-- EXERCISE --
Write out the entire listing below exactly, with the pictures left out.
** BEGIN **
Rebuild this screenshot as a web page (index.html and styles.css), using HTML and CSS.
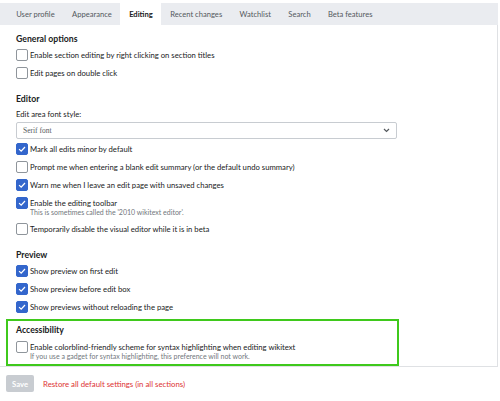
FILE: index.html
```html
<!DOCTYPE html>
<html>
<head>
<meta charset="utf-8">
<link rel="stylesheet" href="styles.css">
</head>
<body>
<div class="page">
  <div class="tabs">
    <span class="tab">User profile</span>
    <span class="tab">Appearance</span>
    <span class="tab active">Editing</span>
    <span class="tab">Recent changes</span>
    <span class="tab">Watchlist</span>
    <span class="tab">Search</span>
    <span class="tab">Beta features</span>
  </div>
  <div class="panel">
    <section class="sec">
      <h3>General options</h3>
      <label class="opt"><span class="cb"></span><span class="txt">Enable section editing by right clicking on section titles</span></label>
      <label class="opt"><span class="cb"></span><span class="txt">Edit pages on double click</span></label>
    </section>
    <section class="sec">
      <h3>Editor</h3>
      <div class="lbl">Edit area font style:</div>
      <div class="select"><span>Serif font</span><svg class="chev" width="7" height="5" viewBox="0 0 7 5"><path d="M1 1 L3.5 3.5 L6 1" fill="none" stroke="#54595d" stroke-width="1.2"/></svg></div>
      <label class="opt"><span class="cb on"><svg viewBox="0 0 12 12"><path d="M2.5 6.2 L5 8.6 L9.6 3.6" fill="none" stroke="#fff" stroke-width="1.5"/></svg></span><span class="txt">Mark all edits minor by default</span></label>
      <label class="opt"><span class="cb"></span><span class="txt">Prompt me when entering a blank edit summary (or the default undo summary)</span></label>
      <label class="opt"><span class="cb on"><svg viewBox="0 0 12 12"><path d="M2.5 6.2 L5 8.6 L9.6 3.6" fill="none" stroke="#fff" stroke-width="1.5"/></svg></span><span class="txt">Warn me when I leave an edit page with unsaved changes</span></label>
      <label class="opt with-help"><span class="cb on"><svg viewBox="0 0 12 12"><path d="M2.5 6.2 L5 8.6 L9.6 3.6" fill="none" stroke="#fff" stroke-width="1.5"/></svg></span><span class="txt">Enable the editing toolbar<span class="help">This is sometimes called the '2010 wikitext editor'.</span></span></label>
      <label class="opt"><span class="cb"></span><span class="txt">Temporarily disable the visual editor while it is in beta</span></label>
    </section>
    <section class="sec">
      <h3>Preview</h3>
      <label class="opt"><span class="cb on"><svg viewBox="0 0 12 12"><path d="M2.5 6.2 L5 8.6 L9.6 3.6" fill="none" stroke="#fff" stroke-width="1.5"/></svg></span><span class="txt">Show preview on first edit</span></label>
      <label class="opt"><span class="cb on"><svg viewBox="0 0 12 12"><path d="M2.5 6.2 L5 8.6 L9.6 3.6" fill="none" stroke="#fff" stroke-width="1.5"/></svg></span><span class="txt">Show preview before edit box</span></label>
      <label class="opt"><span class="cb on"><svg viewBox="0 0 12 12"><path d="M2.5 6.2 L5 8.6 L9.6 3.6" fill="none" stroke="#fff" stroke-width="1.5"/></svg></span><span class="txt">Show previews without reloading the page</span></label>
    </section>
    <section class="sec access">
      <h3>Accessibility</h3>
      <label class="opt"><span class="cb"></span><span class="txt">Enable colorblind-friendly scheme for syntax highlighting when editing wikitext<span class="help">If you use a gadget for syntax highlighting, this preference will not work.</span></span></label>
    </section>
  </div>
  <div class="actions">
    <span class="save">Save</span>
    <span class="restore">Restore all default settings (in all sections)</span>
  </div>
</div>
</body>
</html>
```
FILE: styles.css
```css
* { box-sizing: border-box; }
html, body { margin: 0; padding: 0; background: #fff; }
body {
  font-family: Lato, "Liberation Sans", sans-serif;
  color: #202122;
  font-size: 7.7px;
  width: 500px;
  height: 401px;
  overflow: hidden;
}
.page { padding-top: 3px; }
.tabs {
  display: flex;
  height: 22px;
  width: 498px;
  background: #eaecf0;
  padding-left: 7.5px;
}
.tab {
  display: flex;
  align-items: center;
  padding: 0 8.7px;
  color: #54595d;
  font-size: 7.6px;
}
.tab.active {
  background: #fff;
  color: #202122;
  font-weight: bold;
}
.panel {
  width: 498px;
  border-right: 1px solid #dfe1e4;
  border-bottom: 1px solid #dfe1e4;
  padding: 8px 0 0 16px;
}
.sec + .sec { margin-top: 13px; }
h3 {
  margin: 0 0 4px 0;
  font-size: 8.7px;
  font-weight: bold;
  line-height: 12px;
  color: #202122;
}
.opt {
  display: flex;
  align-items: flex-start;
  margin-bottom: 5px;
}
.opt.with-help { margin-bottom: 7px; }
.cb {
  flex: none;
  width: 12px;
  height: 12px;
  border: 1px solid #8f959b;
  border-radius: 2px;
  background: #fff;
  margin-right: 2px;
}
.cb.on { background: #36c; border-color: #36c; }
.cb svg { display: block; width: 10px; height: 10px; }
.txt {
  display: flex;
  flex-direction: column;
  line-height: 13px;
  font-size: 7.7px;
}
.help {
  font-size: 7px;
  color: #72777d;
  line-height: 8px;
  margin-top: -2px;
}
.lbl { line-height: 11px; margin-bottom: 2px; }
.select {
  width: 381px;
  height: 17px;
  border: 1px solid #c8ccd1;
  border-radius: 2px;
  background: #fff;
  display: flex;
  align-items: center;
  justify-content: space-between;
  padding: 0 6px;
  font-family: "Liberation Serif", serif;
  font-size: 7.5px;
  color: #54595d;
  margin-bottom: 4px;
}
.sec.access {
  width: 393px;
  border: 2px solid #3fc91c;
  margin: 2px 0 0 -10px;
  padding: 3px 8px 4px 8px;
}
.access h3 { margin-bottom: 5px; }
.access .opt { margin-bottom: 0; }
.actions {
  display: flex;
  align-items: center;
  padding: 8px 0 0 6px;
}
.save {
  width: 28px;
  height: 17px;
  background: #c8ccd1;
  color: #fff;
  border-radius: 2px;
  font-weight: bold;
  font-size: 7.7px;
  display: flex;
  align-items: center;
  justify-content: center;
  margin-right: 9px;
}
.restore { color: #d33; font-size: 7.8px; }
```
** END **
-- RESULT OF THE EXERCISE --
Rebuild this screenshot as a web page (index.html and styles.css), using HTML and CSS.
FILE: index.html
```html
<!DOCTYPE html>
<html>
<head>
<meta charset="utf-8">
<link rel="stylesheet" href="styles.css">
</head>
<body>
<div class="page">
  <div class="tabs">
    <span class="tab">User profile</span>
    <span class="tab">Appearance</span>
    <span class="tab active">Editing</span>
    <span class="tab">Recent changes</span>
    <span class="tab">Watchlist</span>
    <span class="tab">Search</span>
    <span class="tab">Beta features</span>
  </div>
  <div class="panel">
    <section class="sec">
      <h3>General options</h3>
      <label class="opt"><span class="cb"></span><span class="txt">Enable section editing by right clicking on section titles</span></label>
      <label class="opt"><span class="cb"></span><span class="txt">Edit pages on double click</span></label>
    </section>
    <section class="sec">
      <h3>Editor</h3>
      <div class="lbl">Edit area font style:</div>
      <div class="select"><span>Serif font</span><svg class="chev" width="7" height="5" viewBox="0 0 7 5"><path d="M1 1 L3.5 3.5 L6 1" fill="none" stroke="#54595d" stroke-width="1.2"/></svg></div>
      <label class="opt"><span class="cb on"><svg viewBox="0 0 12 12"><path d="M2.5 6.2 L5 8.6 L9.6 3.6" fill="none" stroke="#fff" stroke-width="1.5"/></svg></span><span class="txt">Mark all edits minor by default</span></label>
      <label class="opt"><span class="cb"></span><span class="txt">Prompt me when entering a blank edit summary (or the default undo summary)</span></label>
      <label class="opt"><span class="cb on"><svg viewBox="0 0 12 12"><path d="M2.5 6.2 L5 8.6 L9.6 3.6" fill="none" stroke="#fff" stroke-width="1.5"/></svg></span><span class="txt">Warn me when I leave an edit page with unsaved changes</span></label>
      <label class="opt with-help"><span class="cb on"><svg viewBox="0 0 12 12"><path d="M2.5 6.2 L5 8.6 L9.6 3.6" fill="none" stroke="#fff" stroke-width="1.5"/></svg></span><span class="txt">Enable the editing toolbar<span class="help">This is sometimes called the '2010 wikitext editor'.</span></span></label>
      <label class="opt"><span class="cb"></span><span class="txt">Temporarily disable the visual editor while it is in beta</span></label>
    </section>
    <section class="sec">
      <h3>Preview</h3>
      <label class="opt"><span class="cb on"><svg viewBox="0 0 12 12"><path d="M2.5 6.2 L5 8.6 L9.6 3.6" fill="none" stroke="#fff" stroke-width="1.5"/></svg></span><span class="txt">Show preview on first edit</span></label>
      <label class="opt"><span class="cb on"><svg viewBox="0 0 12 12"><path d="M2.5 6.2 L5 8.6 L9.6 3.6" fill="none" stroke="#fff" stroke-width="1.5"/></svg></span><span class="txt">Show preview before edit box</span></label>
      <label class="opt"><span class="cb on"><svg viewBox="0 0 12 12"><path d="M2.5 6.2 L5 8.6 L9.6 3.6" fill="none" stroke="#fff" stroke-width="1.5"/></svg></span><span class="txt">Show previews without reloading the page</span></label>
    </section>
    <section class="sec access">
      <h3>Accessibility</h3>
      <label class="opt"><span class="cb"></span><span class="txt">Enable colorblind-friendly scheme for syntax highlighting when editing wikitext<span class="help">If you use a gadget for syntax highlighting, this preference will not work.</span></span></label>
    </section>
  </div>
  <div class="actions">
    <span class="save">Save</span>
    <span class="restore">Restore all default settings (in all sections)</span>
  </div>
</div>
</body>
</html>
```
FILE: styles.css
```css
* { box-sizing: border-box; }
html, body { margin: 0; padding: 0; background: #fff; }
body {
  font-family: Lato, "Liberation Sans", sans-serif;
  color: #202122;
  font-size: 7.7px;
  width: 500px;
  height: 401px;
  overflow: hidden;
}
.page { padding-top: 3px; }
.tabs {
  display: flex;
  height: 22px;
  width: 498px;
  background: #eaecf0;
  padding-left: 7.5px;
}
.tab {
  display: flex;
  align-items: center;
  padding: 0 8.7px;
  color: #54595d;
  font-size: 7.6px;
}
.tab.active {
  background: #fff;
  color: #202122;
  font-weight: bold;
}
.panel {
  width: 498px;
  border-right: 1px solid #dfe1e4;
  border-bottom: 1px solid #dfe1e4;
  padding: 8px 0 0 16px;
}
.sec + .sec { margin-top: 13px; }
h3 {
  margin: 0 0 4px 0;
  font-size: 8.7px;
  font-weight: bold;
  line-height: 12px;
  color: #202122;
}
.opt {
  display: flex;
  align-items: flex-start;
  margin-bottom: 5px;
}
.opt.with-help { margin-bottom: 7px; }
.cb {
  flex: none;
  width: 12px;
  height: 12px;
  border: 1px solid #8f959b;
  border-radius: 2px;
  background: #fff;
  margin-right: 2px;
}
.cb.on { background: #36c; border-color: #36c; }
.cb svg { display: block; width: 10px; height: 10px; }
.txt {
  display: flex;
  flex-direction: column;
  line-height: 13px;
  font-size: 7.7px;
}
.help {
  font-size: 7px;
  color: #72777d;
  line-height: 8px;
  margin-top: -2px;
}
.lbl { line-height: 11px; margin-bottom: 2px; }
.select {
  width: 381px;
  height: 17px;
  border: 1px solid #c8ccd1;
  border-radius: 2px;
  background: #fff;
  display: flex;
  align-items: center;
  justify-content: space-between;
  padding: 0 6px;
  font-family: "Liberation Serif", serif;
  font-size: 7.5px;
  color: #54595d;
  margin-bottom: 4px;
}
.sec.access {
  width: 393px;
  border: 2px solid #3fc91c;
  margin: 2px 0 0 -10px;
  padding: 3px 8px 4px 8px;
}
.access h3 { margin-bottom: 5px; }
.access .opt { margin-bottom: 0; }
.actions {
  display: flex;
  align-items: center;
  padding: 8px 0 0 6px;
}
.save {
  width: 28px;
  height: 17px;
  background: #c8ccd1;
  color: #fff;
  border-radius: 2px;
  font-weight: bold;
  font-size: 7.7px;
  display: flex;
  align-items: center;
  justify-content: center;
  margin-right: 9px;
}
.restore { color: #d33; font-size: 7.8px; }
```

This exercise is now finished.